EXERCISE PROMPT:
Search the material for the string "screenshot" and copy each line where it occurs.

════

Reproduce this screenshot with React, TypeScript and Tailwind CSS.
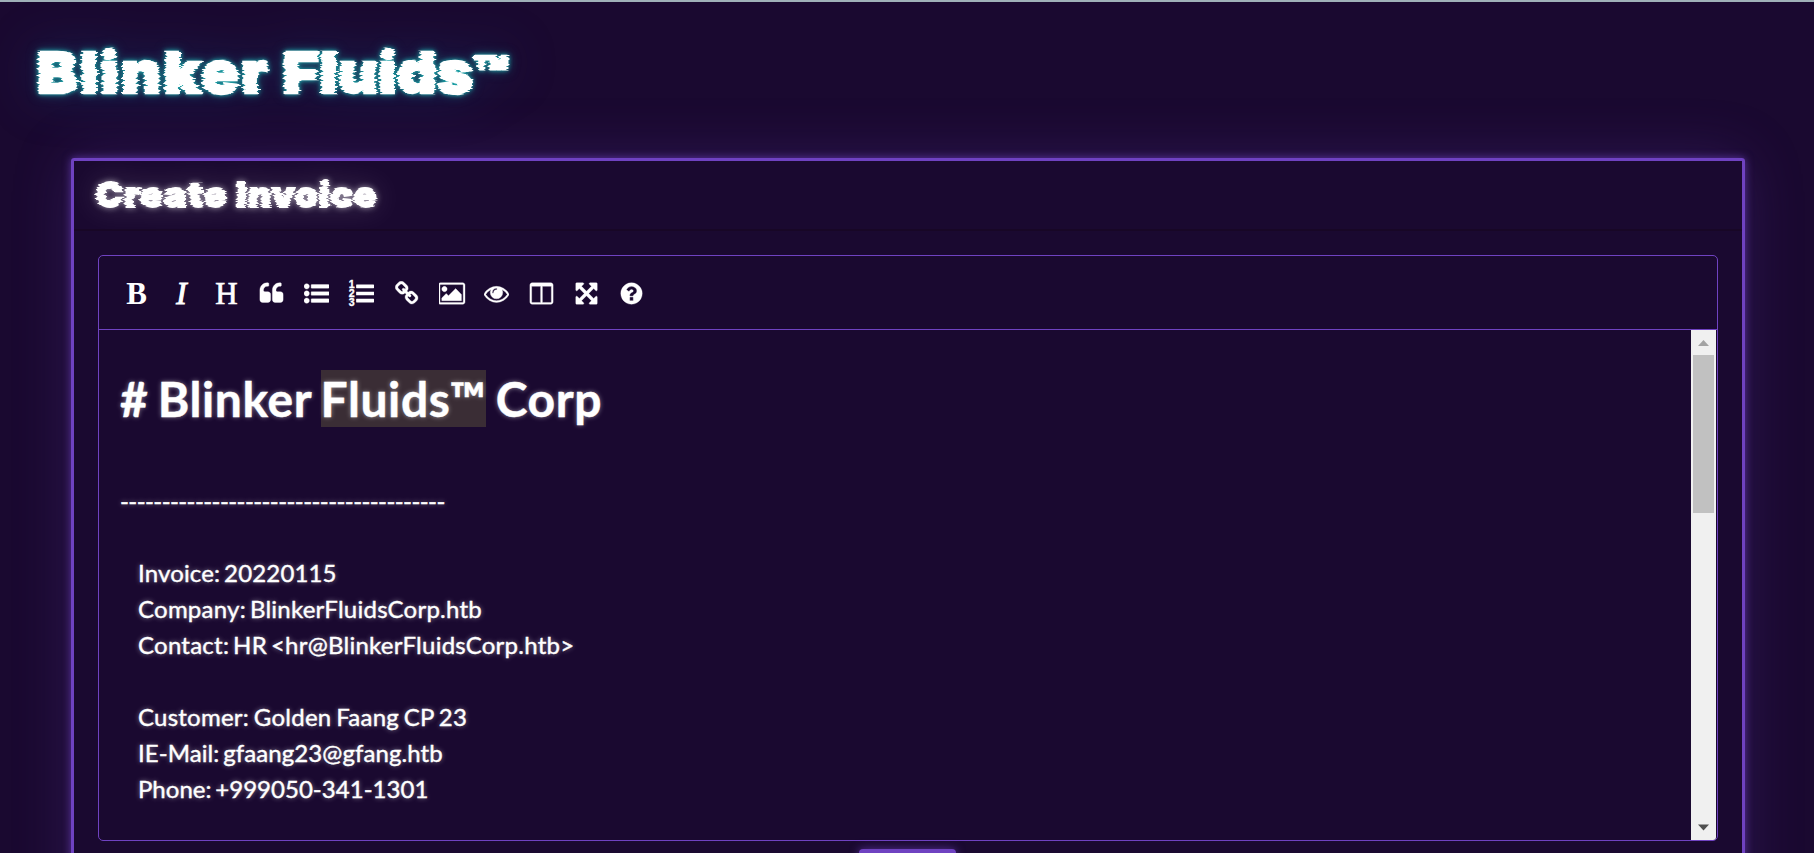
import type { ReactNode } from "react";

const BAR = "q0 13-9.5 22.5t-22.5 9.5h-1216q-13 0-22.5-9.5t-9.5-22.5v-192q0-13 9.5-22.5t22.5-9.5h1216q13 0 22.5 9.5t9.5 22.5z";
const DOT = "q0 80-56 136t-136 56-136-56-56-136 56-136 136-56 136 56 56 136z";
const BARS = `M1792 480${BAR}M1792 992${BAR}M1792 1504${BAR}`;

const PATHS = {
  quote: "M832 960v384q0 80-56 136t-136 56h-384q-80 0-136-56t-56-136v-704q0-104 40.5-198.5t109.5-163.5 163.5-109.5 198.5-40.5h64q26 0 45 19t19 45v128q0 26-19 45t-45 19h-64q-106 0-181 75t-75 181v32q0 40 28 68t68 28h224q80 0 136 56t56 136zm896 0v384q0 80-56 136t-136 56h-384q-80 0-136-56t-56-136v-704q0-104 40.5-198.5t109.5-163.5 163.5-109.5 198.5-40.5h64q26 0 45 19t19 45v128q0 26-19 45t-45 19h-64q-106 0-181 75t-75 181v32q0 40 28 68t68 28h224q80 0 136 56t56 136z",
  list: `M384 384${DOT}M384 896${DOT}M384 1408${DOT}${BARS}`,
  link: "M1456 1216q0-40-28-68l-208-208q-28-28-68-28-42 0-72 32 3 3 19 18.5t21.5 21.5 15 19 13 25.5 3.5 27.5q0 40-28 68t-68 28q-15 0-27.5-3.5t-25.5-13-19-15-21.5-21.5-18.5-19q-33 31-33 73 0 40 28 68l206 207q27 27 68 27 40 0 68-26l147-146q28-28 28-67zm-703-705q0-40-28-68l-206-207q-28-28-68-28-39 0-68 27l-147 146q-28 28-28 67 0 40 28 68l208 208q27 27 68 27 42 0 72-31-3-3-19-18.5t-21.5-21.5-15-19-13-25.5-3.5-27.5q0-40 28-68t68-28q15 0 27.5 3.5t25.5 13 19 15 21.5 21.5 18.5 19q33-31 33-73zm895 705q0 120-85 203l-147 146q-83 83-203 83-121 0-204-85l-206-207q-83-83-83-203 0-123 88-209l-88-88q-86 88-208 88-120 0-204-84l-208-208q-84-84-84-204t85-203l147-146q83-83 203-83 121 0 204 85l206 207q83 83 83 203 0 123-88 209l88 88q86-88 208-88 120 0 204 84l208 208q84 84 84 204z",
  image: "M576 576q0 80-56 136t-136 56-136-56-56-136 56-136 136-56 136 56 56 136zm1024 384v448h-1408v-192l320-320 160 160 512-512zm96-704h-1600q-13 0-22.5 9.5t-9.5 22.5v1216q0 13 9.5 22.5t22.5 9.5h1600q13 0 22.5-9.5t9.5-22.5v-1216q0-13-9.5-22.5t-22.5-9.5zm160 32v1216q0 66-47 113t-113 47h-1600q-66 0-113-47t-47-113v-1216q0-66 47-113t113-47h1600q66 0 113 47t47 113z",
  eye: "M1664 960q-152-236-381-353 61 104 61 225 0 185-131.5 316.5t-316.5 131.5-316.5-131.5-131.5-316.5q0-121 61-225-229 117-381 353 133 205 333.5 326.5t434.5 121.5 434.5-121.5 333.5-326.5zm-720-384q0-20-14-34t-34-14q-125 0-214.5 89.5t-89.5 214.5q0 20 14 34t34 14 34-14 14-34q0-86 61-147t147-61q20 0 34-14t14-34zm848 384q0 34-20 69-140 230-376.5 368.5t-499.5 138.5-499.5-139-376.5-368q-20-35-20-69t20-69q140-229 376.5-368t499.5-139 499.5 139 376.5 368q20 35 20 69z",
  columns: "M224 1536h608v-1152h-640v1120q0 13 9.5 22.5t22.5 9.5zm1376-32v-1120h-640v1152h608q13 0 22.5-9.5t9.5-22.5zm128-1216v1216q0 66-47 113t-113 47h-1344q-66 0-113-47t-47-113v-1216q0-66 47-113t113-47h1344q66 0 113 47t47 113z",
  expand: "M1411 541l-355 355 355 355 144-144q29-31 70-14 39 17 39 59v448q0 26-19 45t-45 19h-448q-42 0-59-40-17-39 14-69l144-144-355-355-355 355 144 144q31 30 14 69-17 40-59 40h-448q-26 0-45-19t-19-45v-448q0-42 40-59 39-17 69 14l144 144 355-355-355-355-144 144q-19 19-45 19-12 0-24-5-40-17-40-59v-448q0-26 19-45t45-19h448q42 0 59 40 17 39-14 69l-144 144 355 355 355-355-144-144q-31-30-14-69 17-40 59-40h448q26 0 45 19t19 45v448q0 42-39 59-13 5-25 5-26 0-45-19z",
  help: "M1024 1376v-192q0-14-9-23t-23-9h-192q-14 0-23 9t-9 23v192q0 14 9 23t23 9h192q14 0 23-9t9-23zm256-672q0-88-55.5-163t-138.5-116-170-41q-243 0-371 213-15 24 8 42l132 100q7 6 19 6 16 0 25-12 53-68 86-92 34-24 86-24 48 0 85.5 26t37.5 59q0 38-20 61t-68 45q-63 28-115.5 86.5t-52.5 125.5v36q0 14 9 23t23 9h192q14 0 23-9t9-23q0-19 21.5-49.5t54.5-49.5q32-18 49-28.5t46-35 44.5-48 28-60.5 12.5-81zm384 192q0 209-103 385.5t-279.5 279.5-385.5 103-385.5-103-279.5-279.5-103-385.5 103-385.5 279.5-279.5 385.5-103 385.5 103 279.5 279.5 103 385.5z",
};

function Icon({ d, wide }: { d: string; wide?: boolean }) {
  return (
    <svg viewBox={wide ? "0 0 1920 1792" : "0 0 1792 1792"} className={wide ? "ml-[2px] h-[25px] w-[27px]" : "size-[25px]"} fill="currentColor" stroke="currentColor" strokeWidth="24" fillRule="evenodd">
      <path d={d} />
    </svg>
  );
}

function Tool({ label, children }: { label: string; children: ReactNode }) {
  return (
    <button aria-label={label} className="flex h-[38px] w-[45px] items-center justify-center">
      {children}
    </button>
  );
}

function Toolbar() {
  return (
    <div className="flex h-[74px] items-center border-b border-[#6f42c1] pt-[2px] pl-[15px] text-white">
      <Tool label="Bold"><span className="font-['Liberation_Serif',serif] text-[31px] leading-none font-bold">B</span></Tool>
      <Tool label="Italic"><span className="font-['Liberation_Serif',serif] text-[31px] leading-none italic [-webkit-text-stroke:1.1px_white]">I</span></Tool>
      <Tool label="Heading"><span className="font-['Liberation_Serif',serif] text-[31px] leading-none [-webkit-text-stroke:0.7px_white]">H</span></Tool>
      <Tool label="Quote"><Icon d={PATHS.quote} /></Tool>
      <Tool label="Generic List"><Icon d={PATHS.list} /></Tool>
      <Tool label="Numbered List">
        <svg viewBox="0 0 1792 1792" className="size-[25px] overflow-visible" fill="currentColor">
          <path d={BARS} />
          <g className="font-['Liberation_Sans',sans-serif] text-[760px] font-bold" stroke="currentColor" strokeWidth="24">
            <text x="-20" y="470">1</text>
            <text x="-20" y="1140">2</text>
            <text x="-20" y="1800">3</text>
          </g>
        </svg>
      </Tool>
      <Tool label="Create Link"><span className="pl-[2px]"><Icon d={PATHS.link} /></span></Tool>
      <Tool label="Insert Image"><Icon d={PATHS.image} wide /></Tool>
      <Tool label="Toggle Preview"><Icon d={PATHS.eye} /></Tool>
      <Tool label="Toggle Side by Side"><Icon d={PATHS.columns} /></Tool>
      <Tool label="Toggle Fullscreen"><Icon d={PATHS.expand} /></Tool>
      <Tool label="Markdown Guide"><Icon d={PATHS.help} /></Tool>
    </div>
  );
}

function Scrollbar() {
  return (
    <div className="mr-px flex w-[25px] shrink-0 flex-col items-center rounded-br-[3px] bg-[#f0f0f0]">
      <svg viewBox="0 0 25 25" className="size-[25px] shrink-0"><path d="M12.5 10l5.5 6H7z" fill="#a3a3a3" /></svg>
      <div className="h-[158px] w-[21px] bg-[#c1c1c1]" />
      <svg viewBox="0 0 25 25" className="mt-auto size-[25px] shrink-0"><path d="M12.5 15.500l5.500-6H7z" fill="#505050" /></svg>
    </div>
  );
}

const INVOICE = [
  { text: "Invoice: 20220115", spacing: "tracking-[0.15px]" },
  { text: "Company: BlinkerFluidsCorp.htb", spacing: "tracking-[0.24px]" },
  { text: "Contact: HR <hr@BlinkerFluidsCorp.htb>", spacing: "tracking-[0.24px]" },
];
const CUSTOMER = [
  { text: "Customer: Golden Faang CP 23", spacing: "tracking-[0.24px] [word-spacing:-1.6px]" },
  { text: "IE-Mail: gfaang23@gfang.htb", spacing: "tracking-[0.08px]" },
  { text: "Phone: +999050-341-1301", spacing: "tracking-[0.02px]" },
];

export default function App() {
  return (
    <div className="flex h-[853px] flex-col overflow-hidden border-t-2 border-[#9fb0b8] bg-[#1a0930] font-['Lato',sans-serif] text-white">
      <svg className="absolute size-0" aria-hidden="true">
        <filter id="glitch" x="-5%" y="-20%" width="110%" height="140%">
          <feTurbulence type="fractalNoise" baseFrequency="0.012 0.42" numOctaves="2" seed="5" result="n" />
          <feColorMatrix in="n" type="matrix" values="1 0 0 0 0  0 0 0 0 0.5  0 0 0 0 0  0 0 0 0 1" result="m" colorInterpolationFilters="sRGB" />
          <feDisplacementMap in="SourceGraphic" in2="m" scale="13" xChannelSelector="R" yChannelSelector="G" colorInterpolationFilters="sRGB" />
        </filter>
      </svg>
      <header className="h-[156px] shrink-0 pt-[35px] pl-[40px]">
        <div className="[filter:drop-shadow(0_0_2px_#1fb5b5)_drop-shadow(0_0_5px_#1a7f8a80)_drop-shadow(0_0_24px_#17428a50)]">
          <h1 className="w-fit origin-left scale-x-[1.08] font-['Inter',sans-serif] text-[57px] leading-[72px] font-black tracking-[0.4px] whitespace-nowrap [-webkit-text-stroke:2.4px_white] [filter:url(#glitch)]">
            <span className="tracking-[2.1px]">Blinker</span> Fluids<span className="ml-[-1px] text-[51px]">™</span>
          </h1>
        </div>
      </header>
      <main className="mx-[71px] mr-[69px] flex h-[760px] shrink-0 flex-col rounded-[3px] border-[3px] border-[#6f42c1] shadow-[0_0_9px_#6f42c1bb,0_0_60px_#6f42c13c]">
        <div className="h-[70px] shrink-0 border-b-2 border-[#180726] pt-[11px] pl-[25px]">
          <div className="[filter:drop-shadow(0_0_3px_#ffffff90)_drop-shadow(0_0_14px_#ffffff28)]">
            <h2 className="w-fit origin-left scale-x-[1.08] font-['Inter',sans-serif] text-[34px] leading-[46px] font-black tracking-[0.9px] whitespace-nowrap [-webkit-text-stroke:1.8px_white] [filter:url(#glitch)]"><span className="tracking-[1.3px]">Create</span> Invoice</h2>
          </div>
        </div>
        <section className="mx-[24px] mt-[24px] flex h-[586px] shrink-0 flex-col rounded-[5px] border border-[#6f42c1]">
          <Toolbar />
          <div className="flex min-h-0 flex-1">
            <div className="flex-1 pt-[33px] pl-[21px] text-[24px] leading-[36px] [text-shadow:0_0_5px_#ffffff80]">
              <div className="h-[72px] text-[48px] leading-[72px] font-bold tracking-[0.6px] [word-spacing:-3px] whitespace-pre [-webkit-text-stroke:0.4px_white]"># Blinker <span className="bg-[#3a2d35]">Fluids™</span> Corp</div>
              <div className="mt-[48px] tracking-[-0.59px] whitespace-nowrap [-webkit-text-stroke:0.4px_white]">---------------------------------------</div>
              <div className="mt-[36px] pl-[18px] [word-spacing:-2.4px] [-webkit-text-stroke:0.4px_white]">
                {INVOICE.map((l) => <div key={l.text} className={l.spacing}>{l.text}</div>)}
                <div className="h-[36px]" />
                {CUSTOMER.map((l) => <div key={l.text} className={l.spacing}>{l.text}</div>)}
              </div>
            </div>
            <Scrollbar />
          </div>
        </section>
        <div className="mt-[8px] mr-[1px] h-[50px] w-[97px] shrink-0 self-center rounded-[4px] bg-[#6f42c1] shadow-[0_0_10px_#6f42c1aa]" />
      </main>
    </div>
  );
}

════

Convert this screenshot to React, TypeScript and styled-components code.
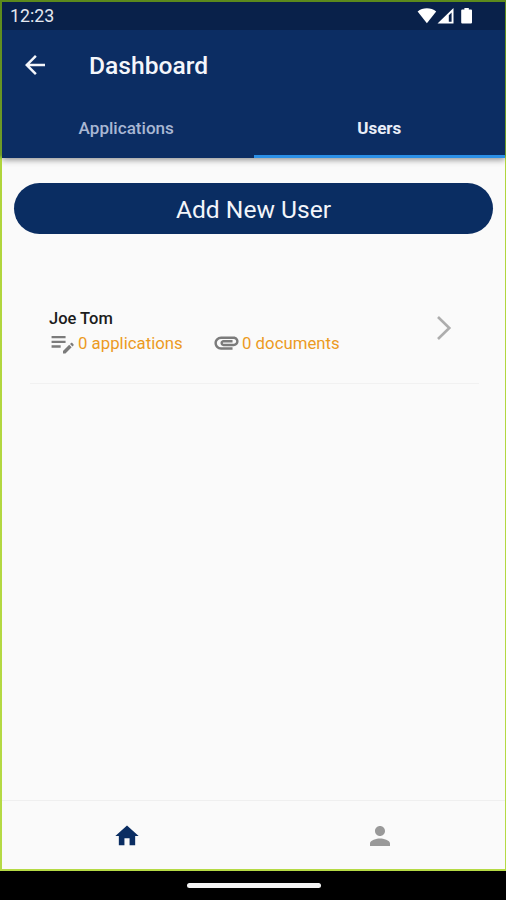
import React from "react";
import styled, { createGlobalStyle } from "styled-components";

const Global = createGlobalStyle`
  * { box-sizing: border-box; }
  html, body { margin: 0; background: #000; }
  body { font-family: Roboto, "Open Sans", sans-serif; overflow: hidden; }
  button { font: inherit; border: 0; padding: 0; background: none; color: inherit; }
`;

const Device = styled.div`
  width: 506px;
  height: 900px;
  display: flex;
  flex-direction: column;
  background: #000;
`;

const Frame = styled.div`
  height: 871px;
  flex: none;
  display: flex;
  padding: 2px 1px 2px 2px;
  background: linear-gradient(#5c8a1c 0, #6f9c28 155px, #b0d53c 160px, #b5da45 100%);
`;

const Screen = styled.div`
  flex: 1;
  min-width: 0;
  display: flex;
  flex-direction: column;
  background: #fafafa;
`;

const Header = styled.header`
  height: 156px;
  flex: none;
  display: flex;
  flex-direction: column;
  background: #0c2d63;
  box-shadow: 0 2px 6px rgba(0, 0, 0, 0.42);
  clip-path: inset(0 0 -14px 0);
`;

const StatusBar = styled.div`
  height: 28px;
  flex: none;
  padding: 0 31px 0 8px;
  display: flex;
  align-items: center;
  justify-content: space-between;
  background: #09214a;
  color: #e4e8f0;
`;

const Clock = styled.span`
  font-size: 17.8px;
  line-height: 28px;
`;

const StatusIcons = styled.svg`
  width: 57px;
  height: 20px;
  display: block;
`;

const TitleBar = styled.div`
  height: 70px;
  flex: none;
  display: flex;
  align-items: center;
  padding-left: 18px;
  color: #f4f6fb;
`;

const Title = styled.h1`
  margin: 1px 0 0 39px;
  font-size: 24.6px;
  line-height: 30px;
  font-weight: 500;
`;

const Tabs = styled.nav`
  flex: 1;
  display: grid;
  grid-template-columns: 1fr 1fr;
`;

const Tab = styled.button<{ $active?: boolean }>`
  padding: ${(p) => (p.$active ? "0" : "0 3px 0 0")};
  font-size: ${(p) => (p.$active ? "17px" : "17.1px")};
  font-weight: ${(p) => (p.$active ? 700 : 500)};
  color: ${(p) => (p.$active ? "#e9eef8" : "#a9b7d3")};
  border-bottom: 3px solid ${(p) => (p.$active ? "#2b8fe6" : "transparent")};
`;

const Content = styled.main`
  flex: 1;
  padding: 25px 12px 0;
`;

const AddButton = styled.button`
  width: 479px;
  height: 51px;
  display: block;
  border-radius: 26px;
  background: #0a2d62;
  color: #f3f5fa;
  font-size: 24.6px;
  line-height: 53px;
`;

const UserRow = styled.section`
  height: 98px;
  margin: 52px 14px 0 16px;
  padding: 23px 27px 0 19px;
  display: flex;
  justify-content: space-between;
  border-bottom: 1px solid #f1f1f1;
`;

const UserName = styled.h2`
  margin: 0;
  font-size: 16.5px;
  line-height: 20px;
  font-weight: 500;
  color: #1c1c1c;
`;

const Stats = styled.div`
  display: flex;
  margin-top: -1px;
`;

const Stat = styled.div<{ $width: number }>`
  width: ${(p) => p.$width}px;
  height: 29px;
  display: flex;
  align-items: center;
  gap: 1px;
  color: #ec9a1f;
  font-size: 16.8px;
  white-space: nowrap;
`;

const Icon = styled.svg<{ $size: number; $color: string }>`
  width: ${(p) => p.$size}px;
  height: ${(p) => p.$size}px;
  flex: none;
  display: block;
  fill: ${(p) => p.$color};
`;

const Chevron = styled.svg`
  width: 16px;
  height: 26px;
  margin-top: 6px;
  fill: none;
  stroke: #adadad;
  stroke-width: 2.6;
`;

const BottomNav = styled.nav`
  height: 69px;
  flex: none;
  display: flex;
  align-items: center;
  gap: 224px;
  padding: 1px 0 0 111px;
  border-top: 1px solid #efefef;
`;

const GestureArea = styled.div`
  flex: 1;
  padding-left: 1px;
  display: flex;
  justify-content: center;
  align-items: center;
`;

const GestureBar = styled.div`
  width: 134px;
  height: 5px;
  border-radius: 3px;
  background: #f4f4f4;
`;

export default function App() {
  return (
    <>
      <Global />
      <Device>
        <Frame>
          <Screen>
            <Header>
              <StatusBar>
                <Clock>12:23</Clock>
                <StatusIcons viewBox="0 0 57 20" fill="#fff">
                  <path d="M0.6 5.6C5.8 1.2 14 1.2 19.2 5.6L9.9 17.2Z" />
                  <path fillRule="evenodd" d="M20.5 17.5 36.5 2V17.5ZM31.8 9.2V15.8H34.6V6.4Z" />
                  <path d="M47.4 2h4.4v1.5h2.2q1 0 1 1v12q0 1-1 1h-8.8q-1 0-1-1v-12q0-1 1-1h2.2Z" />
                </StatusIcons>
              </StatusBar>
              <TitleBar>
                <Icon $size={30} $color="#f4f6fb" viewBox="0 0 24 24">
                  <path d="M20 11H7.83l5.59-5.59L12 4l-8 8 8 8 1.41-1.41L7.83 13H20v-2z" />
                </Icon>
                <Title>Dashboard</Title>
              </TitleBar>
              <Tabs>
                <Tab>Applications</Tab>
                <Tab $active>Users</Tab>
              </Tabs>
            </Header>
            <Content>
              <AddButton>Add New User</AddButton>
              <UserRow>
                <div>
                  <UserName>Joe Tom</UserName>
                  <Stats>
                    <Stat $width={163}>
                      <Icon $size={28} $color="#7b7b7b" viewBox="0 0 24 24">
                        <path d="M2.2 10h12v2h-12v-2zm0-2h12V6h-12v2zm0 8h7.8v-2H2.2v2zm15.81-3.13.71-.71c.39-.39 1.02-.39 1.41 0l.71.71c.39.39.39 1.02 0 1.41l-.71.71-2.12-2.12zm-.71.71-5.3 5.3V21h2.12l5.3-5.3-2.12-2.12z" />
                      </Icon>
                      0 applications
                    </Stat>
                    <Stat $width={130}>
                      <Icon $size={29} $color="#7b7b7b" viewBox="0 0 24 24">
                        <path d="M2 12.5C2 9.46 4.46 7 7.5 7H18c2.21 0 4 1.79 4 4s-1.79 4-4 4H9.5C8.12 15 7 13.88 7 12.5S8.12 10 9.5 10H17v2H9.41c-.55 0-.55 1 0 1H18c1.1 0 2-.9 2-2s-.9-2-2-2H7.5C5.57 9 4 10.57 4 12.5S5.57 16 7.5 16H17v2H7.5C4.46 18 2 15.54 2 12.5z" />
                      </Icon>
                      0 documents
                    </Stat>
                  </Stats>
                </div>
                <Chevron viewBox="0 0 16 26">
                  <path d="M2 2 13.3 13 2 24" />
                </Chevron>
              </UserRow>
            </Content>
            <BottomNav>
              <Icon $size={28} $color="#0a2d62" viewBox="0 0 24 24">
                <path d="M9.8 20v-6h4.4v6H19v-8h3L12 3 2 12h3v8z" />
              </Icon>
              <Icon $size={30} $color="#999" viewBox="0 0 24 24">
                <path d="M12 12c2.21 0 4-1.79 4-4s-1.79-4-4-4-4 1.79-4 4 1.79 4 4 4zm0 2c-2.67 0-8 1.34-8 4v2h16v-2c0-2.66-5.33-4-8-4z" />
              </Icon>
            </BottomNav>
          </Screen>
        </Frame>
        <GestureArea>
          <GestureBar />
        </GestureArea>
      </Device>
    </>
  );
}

════

EXERCISE RESPONSE:
Reproduce this screenshot with React, TypeScript and Tailwind CSS.
Convert this screenshot to React, TypeScript and styled-components code.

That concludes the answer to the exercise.